General Comments:
This is not my daily car; it was a rental for a few weeks whilst I was working out of my hometown. In the United Kingdom, a car like this is frowned upon for being of a sheer size to be suitable for manoeuvring.
Comfort: There is adequate to good space, even when seven people are in the car, and that can be seven fully mature adults or a mixture of adults and adolescents. The seats themselves (grey leather in this particular model) are extremely comfortable, especially the middle two which can recline to a considerable angle. The back seats, whilst not reclinable, are shaped well.
Performance: This was never going to be a sports car, and one shouldn't expect it to perform or handle like one. But for the dimensions it has an adequate (diesel) engine and pulls well even fully loaded. Along B-roads like the ones we had to take each day to work, there was some body roll if a corner was taken at too high a speed, but nothing major. Low range (marked as 'L' under the 'D' on the gearbox is useful for ascending and descending steep hills on country roads.
The gearbox itself is column-mounted, which can take some getting used to, but it frees considerable space in between the front seats.
Engine: A 2.8 diesel developing somewhere around 170 horsepower. There is a clatter sound on start-up which is not so prominent in other diesel cars, but maybe Chrysler use an older unit here. Acceleration is probably around 12 seconds to 60mph (100km/h) and top speed around 120-125mph (200km/h). The number of standard features on the car plus the size make it over two tonnes in weight, and nearly three when full.

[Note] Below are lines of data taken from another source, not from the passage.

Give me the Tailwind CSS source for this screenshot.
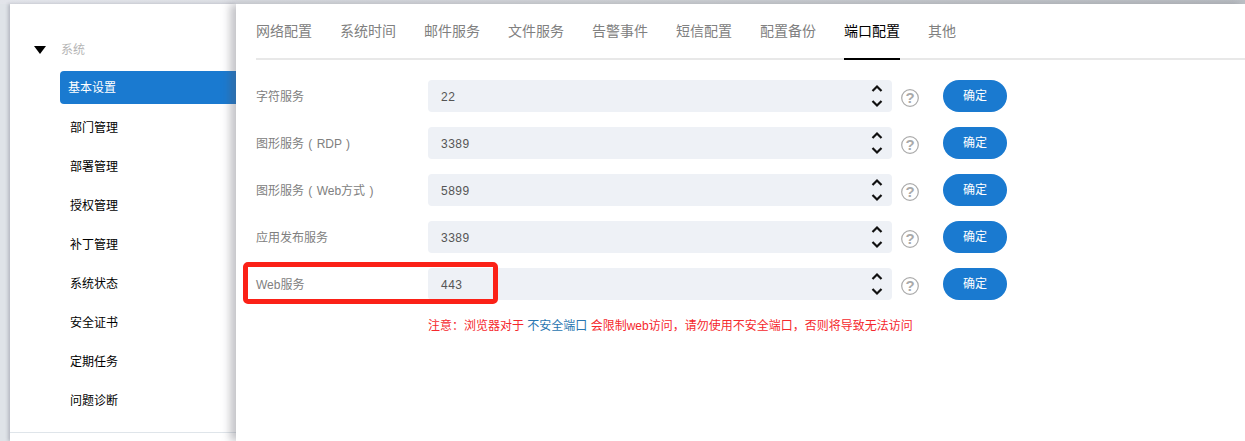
<!DOCTYPE html>
<html lang="en">
  <head>
    <meta charset="UTF-8" />
    <title>端口配置</title>
    <script src="https://cdn.jsdelivr.net/npm/@tailwindcss/browser@4"></script>
  </head>
  <body class="h-[441px] w-[1245px] overflow-hidden bg-[#dfe3e8] font-['Liberation_Sans','Noto_Sans_CJK_SC',sans-serif]">
    <div class="relative h-[441px]">
      <div class="h-[4px] bg-gradient-to-r from-[#e2e4ea] via-[#d3d6da] to-[#bcc0c5]"></div>
      <div class="flex h-[437px] pl-[10px]">
        <!-- sidebar -->
        <aside class="flex h-full w-[226px] flex-col bg-white shadow-[-2px_0_3px_rgba(90,90,110,0.3)]">
          <div class="mt-[37px] flex h-[18px] items-center pl-[24px] text-xs text-[#b5b5b5]">
            <span class="h-0 w-0 border-x-[6px] border-t-[8px] border-x-transparent border-t-black"></span>
            <span class="ml-[15px]">系统</span>
          </div>
          <nav class="mt-[12px] flex flex-col pl-[50px] text-xs text-black">
            <a class="flex h-[33px] items-center rounded-l-[4px] bg-[#1a7ad0] pl-[8px] text-white">基本设置</a>
            <a class="mt-[4px] flex h-[39px] items-center pl-[10px]">部门管理</a>
            <a class="flex h-[39px] items-center pl-[10px]">部署管理</a>
            <a class="flex h-[39px] items-center pl-[10px]">授权管理</a>
            <a class="flex h-[39px] items-center pl-[10px]">补丁管理</a>
            <a class="flex h-[39px] items-center pl-[10px]">系统状态</a>
            <a class="flex h-[39px] items-center pl-[10px]">安全证书</a>
            <a class="flex h-[39px] items-center pl-[10px]">定期任务</a>
            <a class="flex h-[39px] items-center pl-[10px]">问题诊断</a>
          </nav>
          <div class="mt-[12px] border-t border-[#dfe5ea]"></div>
        </aside>

        <!-- main panel -->
        <main class="relative flex-1 bg-white pl-[20px] shadow-[-6px_0_8px_rgba(90,90,100,0.35)]">
          <div class="flex h-[56px] gap-[28px] border-b-2 border-[#e8e8e8] text-sm text-[#808080]">
            <span class="flex h-[56px] items-center border-b-2 border-transparent">网络配置</span>
            <span class="flex h-[56px] items-center border-b-2 border-transparent">系统时间</span>
            <span class="flex h-[56px] items-center border-b-2 border-transparent">邮件服务</span>
            <span class="flex h-[56px] items-center border-b-2 border-transparent">文件服务</span>
            <span class="flex h-[56px] items-center border-b-2 border-transparent">告警事件</span>
            <span class="flex h-[56px] items-center border-b-2 border-transparent">短信配置</span>
            <span class="flex h-[56px] items-center border-b-2 border-transparent">配置备份</span>
            <span class="flex h-[56px] items-center border-b-2 border-black text-black">端口配置</span>
            <span class="flex h-[56px] items-center border-b-2 border-transparent">其他</span>
          </div>

          <div class="mt-[20px] flex flex-col gap-[15px] text-xs">
            <div class="flex h-[32px] items-center">
              <label class="w-[172px] pt-[2px] text-[#808080] [word-spacing:1px]">字符服务</label>
              <div class="flex h-[32px] w-[464px] items-center rounded-[4px] bg-[#eef1f6] pl-[13px] tracking-[0.5px] text-[#555]">
                <span class="flex-1 pt-[2px]">22</span>
                <svg class="mr-[9px]" width="12" height="26" viewBox="0 0 12 26" fill="none" stroke="#111" stroke-width="2.2"><path d="M1.5 8 6 3.5 10.5 8M1.5 18 6 22.5 10.5 18" /></svg>
              </div>
              <svg class="ml-[9px] mt-[4px]" width="18" height="18" viewBox="0 0 18 18"><circle cx="9" cy="9" r="8.3" fill="none" stroke="#aaa" stroke-width="1.2" /><text x="9" y="14" text-anchor="middle" font-size="15" font-weight="700" fill="#aaa">?</text></svg>
              <button class="ml-[24px] h-[32px] w-[64px] rounded-full bg-[#1a7ad0] text-white">确定</button>
            </div>
            <div class="flex h-[32px] items-center">
              <label class="w-[172px] pt-[2px] text-[#808080] [word-spacing:1px]">图形服务 ( RDP )</label>
              <div class="flex h-[32px] w-[464px] items-center rounded-[4px] bg-[#eef1f6] pl-[13px] tracking-[0.5px] text-[#555]">
                <span class="flex-1 pt-[2px]">3389</span>
                <svg class="mr-[9px]" width="12" height="26" viewBox="0 0 12 26" fill="none" stroke="#111" stroke-width="2.2"><path d="M1.5 8 6 3.5 10.5 8M1.5 18 6 22.5 10.5 18" /></svg>
              </div>
              <svg class="ml-[9px] mt-[4px]" width="18" height="18" viewBox="0 0 18 18"><circle cx="9" cy="9" r="8.3" fill="none" stroke="#aaa" stroke-width="1.2" /><text x="9" y="14" text-anchor="middle" font-size="15" font-weight="700" fill="#aaa">?</text></svg>
              <button class="ml-[24px] h-[32px] w-[64px] rounded-full bg-[#1a7ad0] text-white">确定</button>
            </div>
            <div class="flex h-[32px] items-center">
              <label class="w-[172px] pt-[2px] text-[#808080] [word-spacing:1px]">图形服务 ( Web方式 )</label>
              <div class="flex h-[32px] w-[464px] items-center rounded-[4px] bg-[#eef1f6] pl-[13px] tracking-[0.5px] text-[#555]">
                <span class="flex-1 pt-[2px]">5899</span>
                <svg class="mr-[9px]" width="12" height="26" viewBox="0 0 12 26" fill="none" stroke="#111" stroke-width="2.2"><path d="M1.5 8 6 3.5 10.5 8M1.5 18 6 22.5 10.5 18" /></svg>
              </div>
              <svg class="ml-[9px] mt-[4px]" width="18" height="18" viewBox="0 0 18 18"><circle cx="9" cy="9" r="8.3" fill="none" stroke="#aaa" stroke-width="1.2" /><text x="9" y="14" text-anchor="middle" font-size="15" font-weight="700" fill="#aaa">?</text></svg>
              <button class="ml-[24px] h-[32px] w-[64px] rounded-full bg-[#1a7ad0] text-white">确定</button>
            </div>
            <div class="flex h-[32px] items-center">
              <label class="w-[172px] pt-[2px] text-[#808080] [word-spacing:1px]">应用发布服务</label>
              <div class="flex h-[32px] w-[464px] items-center rounded-[4px] bg-[#eef1f6] pl-[13px] tracking-[0.5px] text-[#555]">
                <span class="flex-1 pt-[2px]">3389</span>
                <svg class="mr-[9px]" width="12" height="26" viewBox="0 0 12 26" fill="none" stroke="#111" stroke-width="2.2"><path d="M1.5 8 6 3.5 10.5 8M1.5 18 6 22.5 10.5 18" /></svg>
              </div>
              <svg class="ml-[9px] mt-[4px]" width="18" height="18" viewBox="0 0 18 18"><circle cx="9" cy="9" r="8.3" fill="none" stroke="#aaa" stroke-width="1.2" /><text x="9" y="14" text-anchor="middle" font-size="15" font-weight="700" fill="#aaa">?</text></svg>
              <button class="ml-[24px] h-[32px] w-[64px] rounded-full bg-[#1a7ad0] text-white">确定</button>
            </div>
            <div class="flex h-[32px] items-center">
              <label class="w-[172px] pt-[2px] text-[#808080] [word-spacing:1px]">Web服务</label>
              <div class="flex h-[32px] w-[464px] items-center rounded-[4px] bg-[#eef1f6] pl-[13px] tracking-[0.5px] text-[#555]">
                <span class="flex-1 pt-[2px]">443</span>
                <svg class="mr-[9px]" width="12" height="26" viewBox="0 0 12 26" fill="none" stroke="#111" stroke-width="2.2"><path d="M1.5 8 6 3.5 10.5 8M1.5 18 6 22.5 10.5 18" /></svg>
              </div>
              <svg class="ml-[9px] mt-[4px]" width="18" height="18" viewBox="0 0 18 18"><circle cx="9" cy="9" r="8.3" fill="none" stroke="#aaa" stroke-width="1.2" /><text x="9" y="14" text-anchor="middle" font-size="15" font-weight="700" fill="#aaa">?</text></svg>
              <button class="ml-[24px] h-[32px] w-[64px] rounded-full bg-[#1a7ad0] text-white">确定</button>
            </div>
          </div>

          <p class="mt-[18px] pl-[172px] text-xs text-[#f5282d]">注意：浏览器对于 <span class="text-[#2a76b0]">不安全端口</span> 会限制web访问，请勿使用不安全端口，否则将导致无法访问</p>
        </main>
      </div>

      <!-- annotation drawn over the page -->
      <div class="absolute left-[243px] top-[262px] h-[42px] w-[255px] rounded-[5px] border-[5px] border-[#fb2117]"></div>
    </div>
  </body>
</html>
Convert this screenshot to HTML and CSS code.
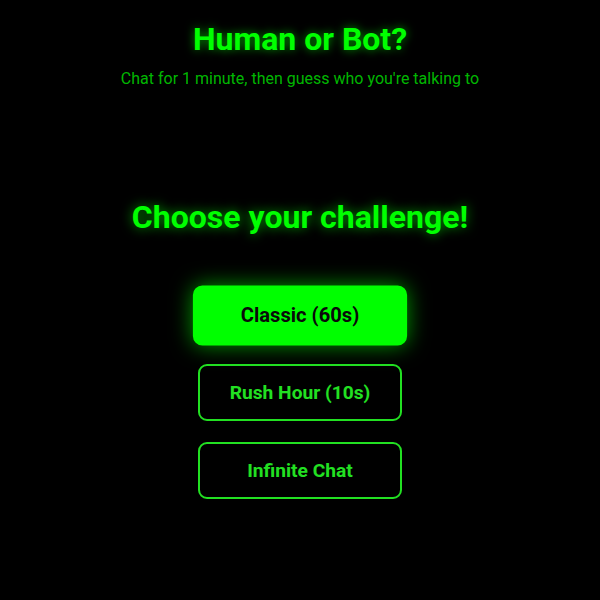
FILE: index.html
```html
<!DOCTYPE html>
<html lang="en">
<head>
<meta charset="utf-8">
<title>Human or Bot?</title>
<link rel="stylesheet" href="styles.css">
</head>
<body>
<header class="header">
  <h1 class="title">Human or Bot?</h1>
  <p class="subtitle">Chat for 1 minute, then guess who you're talking to</p>
</header>
<main class="main">
  <h2 class="challenge">Choose your challenge!</h2>
  <div class="modes">
    <button class="mode mode-active">Classic (60s)</button>
    <button class="mode">Rush Hour (10s)</button>
    <button class="mode">Infinite Chat</button>
  </div>
</main>
</body>
</html>
```
FILE: styles.css
```css
html, body {
  margin: 0;
  padding: 0;
  background: #000;
  height: 100%;
}
body {
  font-family: Roboto, "Liberation Sans", sans-serif;
  color: #00ff00;
  display: flex;
  flex-direction: column;
  align-items: center;
}
.header {
  padding-top: 21px;
  text-align: center;
}
.title {
  margin: 0;
  font-size: 32px;
  font-weight: 700;
  line-height: 37.5px;
  color: #00ff00;
  text-shadow: 0 0 10px rgba(0, 255, 0, 0.6);
}
.subtitle {
  margin: 10px 0 0;
  font-size: 16px;
  line-height: 19px;
  color: rgba(0, 255, 0, 0.72);
}
.main {
  display: flex;
  flex-direction: column;
  align-items: center;
  margin-top: 111px;
}
.challenge {
  margin: 0;
  font-size: 32px;
  font-weight: 700;
  line-height: 37.5px;
  color: #00ff00;
  text-shadow: 0 0 12px rgba(0, 255, 0, 0.65);
}
.modes {
  margin-top: 50.5px;
  display: flex;
  flex-direction: column;
  align-items: center;
  gap: 20.5px;
}
.mode {
  box-sizing: border-box;
  width: 204px;
  height: 57px;
  border: 2px solid #22e022;
  border-radius: 9px;
  background: transparent;
  color: #22e022;
  font-family: Roboto, "Liberation Sans", sans-serif;
  font-size: 19.2px;
  font-weight: 700;
  cursor: pointer;
}
.mode-active {
  background: #00ff00;
  border-color: #00ff00;
  color: #0a0a0a;
  transform: scale(1.05);
  box-shadow: 0 0 20px rgba(0, 255, 0, 0.6);
}
```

Looks: If only for the looks I would choose this as my family car. The only other MPVs which come close in this department are the new Renault Espace/Grande Espace and the new Ford Galaxy. The larger rear window which is a feature only on the Grand Voyager stands out from a standard Voyager. The Grand Voyager has been around for ten years almost unchanged in looks with only minor face-lifts which says it all (although the Galaxy remained the same for a long time, and the Sharan/Alhambra are still being made to the same design)
Safety: The only real weak point of the Chrysler Grand Voyager. When the standard Voyager was NCAP crash-tested at the end of the '90s it scored very poorly indeed for such a large vehicle of a category whose safety is imperative for the protection of entire families. Ford's Galaxy and even Korean MPVs fared much better. Hopefully things have improved with the updated models.
Equipment: Being top of the range, there is not only the standard such as power-steering and air-con, but individual climate control, cruise control, electric driver's seat and even an electrically-operated sliding door and boot release, which can be operated both from the key fob and buttons positioned above the driver's seat. Cruise control is a great feature, especially returning along the motorway in the evening when there is hardly any traffic about. And to deactivate it you simply press on the accelerator or the brake, and the car acts perfectly normal once again.
Overall: Having not had much of an opinion for these cars before now, I was pleasantly surprised by the Grand Voyager. If it were my own car things may have been slightly different (i.e the heavy running costs would have hit me - don't forget we are talking £30,000 new!) but on the plus side, the tank-like dimensions mean that driving another car such as my daily driver (a Nissan Micra) is just that bit easier.
Try one. You might be taken away with it, or you might just love it for the 'wow' factor.